Allowing a sudo command to run without needing password [duplicate]
I have a NOPASSWD line in /etc/sudoers (edited with visudo
)
gatoatigrado ALL=(ALL) NOPASSWD: /bin/set-slow-cpufreq
However, the output is,
gatoatigrado@coral:~> sudo -n /bin/set-slow-cpufreq
sudo: sorry, a password is required to run sudo
This kind of command works on an OpenSuSE machine, but not on Ubuntu 11.10. What am I doing wrong?
Note: I cannot find any relevant system log messages, e.g. via tail -f /var/log/syslog
.
edit
Here is /etc/sudoers.
Defaults env_reset
# things I've tried copying from an opensuse machine
Defaults always_set_home
Defaults env_keep = "LANG LC_ADDRESS LC_CTYPE LC_COLLATE LC_IDENTIFICATION LC_MEASUREMENT LC_MESSAGES LC_MONETARY LC_NAME LC_NUMERIC LC_PAPER LC_TELEPHONE LC_TIME LC_ALL LANGUAGE LINGUAS XDG_SESSION_COOKIE"
root ALL=(ALL:ALL) ALL
gatoatigrado ALL=NOPASSWD: /bin/set-slow-cpufreq
%admin ALL=(ALL) ALL
%sudo ALL=(ALL:ALL) ALL
Solution 1:
You should put that line after the line with the rule for the sudo
group, because, as the sudoers
man page states:
When multiple entries match for a user, they are applied in order.
Where there are multiple matches, the last match is used (which is not
necessarily the most specific match).
Solution 2:
Just ran into this too.
My situation is I'm setting up a remote system that will run headless. I have enabled full disk encryption (otherwise an attacker with physicall access can do anything he or she wants) I want to auth with pub key only (I will unset the password so that the "have something, know something" scheme will be a password protected keypair --root login is of course disabled entirely)
The Ubuntu installer prompts for a non-root admin user which gets added to the group sudo
. I had then manually added myself to the sudoers
file using sudo visudo
:
my_username ALL=(ALL:ALL) NOPASSWD:ALL
NOTE if you use nopasswd on your laptop you must always lock your computer as you walk away or else a casual attacker can compromise a lot while you're getting up to put cream in your coffee
I was still having to password authenticate.

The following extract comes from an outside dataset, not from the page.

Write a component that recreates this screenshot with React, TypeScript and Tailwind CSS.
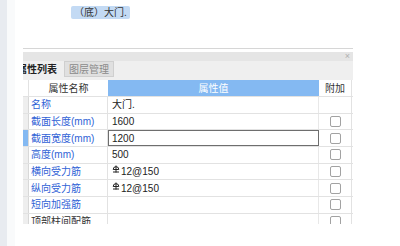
const rows = [
  { name: "名称", value: "大门.", blue: true },
  { name: "截面长度(mm)", value: "1600", blue: true, check: true },
  { name: "截面宽度(mm)", value: "1200", blue: true, check: true, selected: true },
  { name: "高度(mm)", value: "500", blue: true, check: true },
  { name: "横向受力筋", value: "12@150", blue: true, check: true, rebar: true },
  { name: "纵向受力筋", value: "12@150", blue: true, check: true, rebar: true },
  { name: "短向加强筋", value: "", blue: true, check: true },
  { name: "顶部柱间配筋", value: "", blue: false, check: true },
];

function Rebar() {
  return (
    <svg width="8" height="8" viewBox="0 0 8 8" className="mr-[1px] -mt-[5px]">
      <path d="M1.2 4.5 A2.8 2.8 0 0 1 6.8 4.5 Z" fill="none" stroke="#222" strokeWidth="1" />
      <path d="M4 0.5 V7.5 M1 7 H7" stroke="#222" strokeWidth="1" />
    </svg>
  );
}

export default function App() {
  return (
    <div
      className="flex w-[400px] h-[246px] bg-white overflow-hidden text-[#333]"
      style={{ fontFamily: '"Liberation Sans", "Noto Sans CJK SC", sans-serif' }}
    >
      {/* left strip */}
      <div className="w-[7px] shrink-0 bg-[#e8ebf0]" />
      <div className="w-[8px] shrink-0 bg-[#f9fafb]" />
      <div className="flex flex-col flex-1">
        {/* selected label */}
        <div className="shrink-0 mt-[6px] ml-[56px] self-start h-[13px] px-[3px] rounded-[2px] bg-[#c3daf4] text-[10px] leading-[13px] text-[#333]">
          （底）大门.
        </div>

        {/* panel */}
        <div className="shrink-0 mt-[29px] ml-[8px] w-[330px] h-[176px] overflow-hidden">
          <div className="h-px bg-[#d6d6d6]" />
          <div className="h-[3px] bg-white" />
          <div className="h-[9px] bg-[#e5e5e5] flex items-center justify-end pr-[3px]">
            <span className="text-[9px] leading-none text-[#b0b0b0]">×</span>
          </div>
          {/* tabs */}
          <div className="h-[19px] bg-[#efefef] flex items-start">
            <div className="h-[16px] w-[41px] shrink-0 flex items-center justify-end pr-[7px] text-[10px] font-bold text-[#222] whitespace-nowrap">
              属性列表
            </div>
            <div className="h-[16px] w-[50px] shrink-0 flex items-center justify-center border border-[#cfcfcf] bg-[#e0e0e0] text-[10px] text-[#8a8a8a]">
              图层管理
            </div>
          </div>

          {/* table */}
          <div className="text-[10px]">
            <div className="flex h-[17px] border-b border-[#e2e2e2]">
              <div className="w-[6px] border-r border-[#e2e2e2] bg-white" />
              <div className="w-[79px] flex items-center justify-center text-[#333]">属性名称</div>
              <div className="w-[211px] flex items-center justify-center bg-[#84b9f2] text-white">属性值</div>
              <div className="w-[33px] flex items-center justify-center border-r border-[#e2e2e2] text-[#333]">附加</div>
            </div>
            {rows.map((r) => (
              <div key={r.name} className="flex h-[16.67px] border-b border-[#e2e2e2]">
                <div
                  className={
                    r.selected
                      ? "w-[6px] border-r border-[#d8d8d8] bg-[#84b9f2]"
                      : "w-[6px] border-r border-[#d8d8d8] bg-[#eeeeee]"
                  }
                />
                <div
                  className={
                    r.blue
                      ? "w-[79px] flex items-center pl-[2px] border-r border-[#e2e2e2] text-[#2f62d6] whitespace-nowrap"
                      : "w-[79px] flex items-center pl-[2px] border-r border-[#e2e2e2] text-[#333] whitespace-nowrap"
                  }
                >
                  {r.name}
                </div>
                <div
                  className={
                    r.selected
                      ? "w-[211px] flex items-center pl-[3px] border border-[#6e6e6e] text-[#222]"
                      : "w-[211px] flex items-center pl-[4px] border-r border-[#e8e8e8] text-[#222]"
                  }
                >
                  {r.rebar && <Rebar />}
                  {r.value}
                </div>
                <div className="w-[33px] flex items-center justify-center border-r border-[#e2e2e2]">
                  {r.check && (
                    <div className="w-[11px] h-[11px] rounded-[2px] border border-[#a2a2a2] bg-white" />
                  )}
                </div>
              </div>
            ))}
          </div>
        </div>
      </div>
    </div>
  );
}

enzotib's answer is the key to what's going on. The group sudo shows up in sudoers after the entry for my username.
Rather than moving my entry below the sudo line I simply removed the line I had previously added and then added NOPASSWD
to the entry for %sudo
That seems to work. Again only use nopasswd if you really need it (In my case it was precisely what I needed, for most users requiring a password for sudo activity is best)
Additional WARNING: Always edit sudoers with visudo. (sudo visudo) Also, having another window open switched to the root user allows you to recover any mistakes you might make while changing the sudoers file.